My lover is mine and I am his. ~ Song of Songs 2:16

Passage: Song of Songs 2

During the last few years I have communicated with a number of wives and husbands who are concerned about their mates’ other relationships. The scenario goes like this:  

My mate is very good friends with someone of the opposite sex. He/she spends lots of time with this person either on the phone or in person. I even overhear him/her talking about me and our marriage. I have expressed concern over this friendship, but my spouse repeatedly tells me that they’re nothing but friends and I’m just being jealous.

Sometimes the friendship existed before the couple got married, so the mate has had a platonic-but-close friendship with this special friend for years and has no intention of putting boundaries on it. Often the spouse who is expressing concern feels deeply betrayed and frustrated. And well he or she should.

Many times what is going on is an emotional affair. Emotional affairs happen when a platonic friendship turns into a crush or thoughts are entertained such as, “If I were single, this is the person I’d go after.” Sometimes light flirting happens. When the spouse involved in the emotional affair gripes or puts down his or her spouse or discusses negatives about the marriage, verbal infidelity has occurred. Often verbal unfaithfulness coupled with an emotional affair leads to sexual infidelity.

Emotional affairs resemble a sexually chaste dating relationship. When coworkers have emotional affairs, they regularly do special things for each other, such as bake cookies or small repair jobs. They might walk to their cars together at the end of the day and spend breaks and lunchtime with each other. Many times when a man has an affair with his secretary, she starts out doing thoughtful, wifely things for him. This grows into a friendship, which blossoms into an emotional affair, which eventually becomes sexual.

In order to combat any chances of an emotional affair, some Christians run every time they see someone of the opposite sex. This is really only necessary if the person is spiritually, emotionally, or sexually weak. In such cases, the remedy lies in strengthening the marriage and his or her relationship with God to the point that fierce loyalty to the spouse and the Lord overrides temptation.
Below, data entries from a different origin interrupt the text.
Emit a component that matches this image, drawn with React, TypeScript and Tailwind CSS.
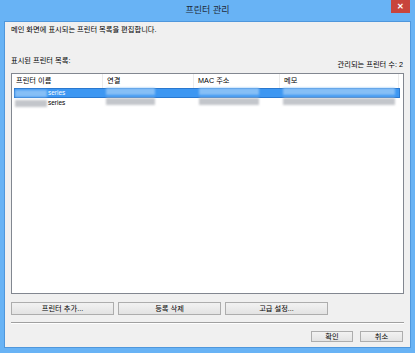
import React from "react";

// Blurred placeholder blocks stand in for the redacted printer details.
function Blur({ w, tone }: { w: string; tone: "sel" | "gray" }) {
  return (
    <span
      className={
        "inline-block h-[7px] blur-[1px] " +
        w +
        (tone === "sel" ? " bg-[#86bff6]" : " bg-[#c3c6cb]")
      }
    />
  );
}

function Row({ selected }: { selected?: boolean }) {
  const tone = selected ? "sel" : "gray";
  return (
    <div
      className={
        "ml-[2px] mr-[3px] flex h-[10px] items-center " +
        (selected ? "border border-[#2a78cf] bg-[#3d97f2] text-white" : "border border-transparent text-black")
      }
    >
      <div className="flex w-[89px] items-center">
        <Blur w="w-[32px]" tone={tone} />
        <span className="ml-[1px] text-[6.5px] leading-[8px]">series</span>
      </div>
      <div className="w-[91px] pl-[2px]">
        <Blur w="w-[49px]" tone={tone} />
      </div>
      <div className="w-[86px] pl-[4px]">
        <Blur w="w-[60px]" tone={tone} />
      </div>
      <div className="flex-1 pl-[2px] pr-[4px]">
        <Blur w="w-full" tone={tone} />
      </div>
    </div>
  );
}

function Btn({ label, w }: { label: string; w: string }) {
  return (
    <button
      type="button"
      className={
        "flex items-center justify-center border border-[#adadad] bg-gradient-to-b from-[#f2f2f2] to-[#e3e3e3] leading-none text-black " +
        w
      }
    >
      {label}
    </button>
  );
}

export default function App() {
  return (
    <div className="flex h-[353px] w-[415px] flex-col bg-[#68b3f5] font-['Liberation_Sans','Noto_Sans_CJK_KR',sans-serif] text-[7.25px] text-black">
      {/* Title bar */}
      <div className="relative flex h-[21px] items-center justify-center">
        <span className="text-[9px] leading-none text-[#1e2a38]">프린터 관리</span>
        <div className="absolute right-[5px] top-0 flex h-[13px] w-[19px] items-center justify-center bg-[#c8443b] text-[8px] font-bold leading-none text-white">
          ✕
        </div>
      </div>

      {/* Client area */}
      <div className="mx-[4px] mb-[5px] flex flex-1 flex-col border border-[#4f97dc] bg-[#f0f0f0] px-[6px]">
        <div className="mt-[4px] h-[8px] leading-[8px]">메인 화면에 표시되는 프린터 목록을 편집합니다.</div>

        <div className="mt-[23px] flex h-[16px] items-start justify-between pr-[1px]">
          <span className="leading-[8px]">표시된 프린터 목록:</span>
          <span className="mt-[4px] leading-[8px]">관리되는 프린터 수: 2</span>
        </div>

        <div className="h-[221px] border border-[#828790] bg-white">
          <div className="flex h-[14px] items-center">
            <div className="h-full w-[91px] border-r border-[#ececec] pl-[4px] leading-[14px]">프린터 이름</div>
            <div className="h-full w-[91px] border-r border-[#ececec] pl-[4px] leading-[14px]">연결</div>
            <div className="h-full w-[86px] border-r border-[#ececec] pl-[4px] leading-[14px]">MAC 주소</div>
            <div className="h-full w-[119px] border-r border-[#ececec] pl-[4px] leading-[14px]">메모</div>
          </div>
          <Row selected />
          <Row />
        </div>

        <div className="mt-[8px] flex h-[13px] gap-[4px]">
          <Btn label="프린터 추가..." w="w-[103px]" />
          <Btn label="등록 삭제" w="w-[103px]" />
          <Btn label="고급 설정..." w="w-[103px]" />
        </div>

        <div className="mt-[7px] border-t border-[#a0a0a0] border-b border-b-white" />

        <div className="mt-[7px] flex h-[11px] justify-end gap-[7px] pr-[1px]">
          <Btn label="확인" w="w-[42px]" />
          <Btn label="취소" w="w-[43px]" />
        </div>
      </div>
    </div>
  );
}
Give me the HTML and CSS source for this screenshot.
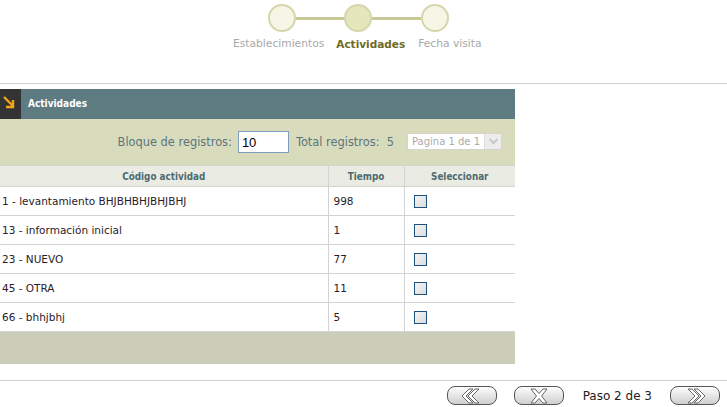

People have to work and interact with people of the opposite sex. In our ministry, my husband and I are surrounded by male and female acquaintances and associates. We’re both very careful to not let any of these friendships grow into a relationship that might lead to an emotional affair. If we sense someone is too interested, Daniel and I report to each other with a “What do you think? Am I being paranoid or do you think this person might be trying to warm up to me?” Many times Daniel and I validate what the other is sensing. Then we quietly put boundaries on that person. I’ve found that sometimes Christians who are wholly dedicated to the Lord can go from one emotional affair to another without realizing or recognizing what’s happening.

Occasionally baking cookies for business associates or walking to a vehicle together or having a business-related lunch doesn’t automatically mean someone is having an emotional affair. These deeds can be a necessity or simply a polite consideration and nothing more. However, it’s wise to be on guard so that habitual kindnesses don’t grow into more…not only for you, but also for the other party.

As the outgoing, friendly sort who talks to everyone, I’ve learned the hard way that those who are emotionally needy can view the offer of friendship as something more personal and serious. Now that I’m a much older and wiser woman, I’m polite but careful to never give men a reason to think I’m available emotionally or otherwise. I also frequently mention God, my husband, and my family and keep conversations benign.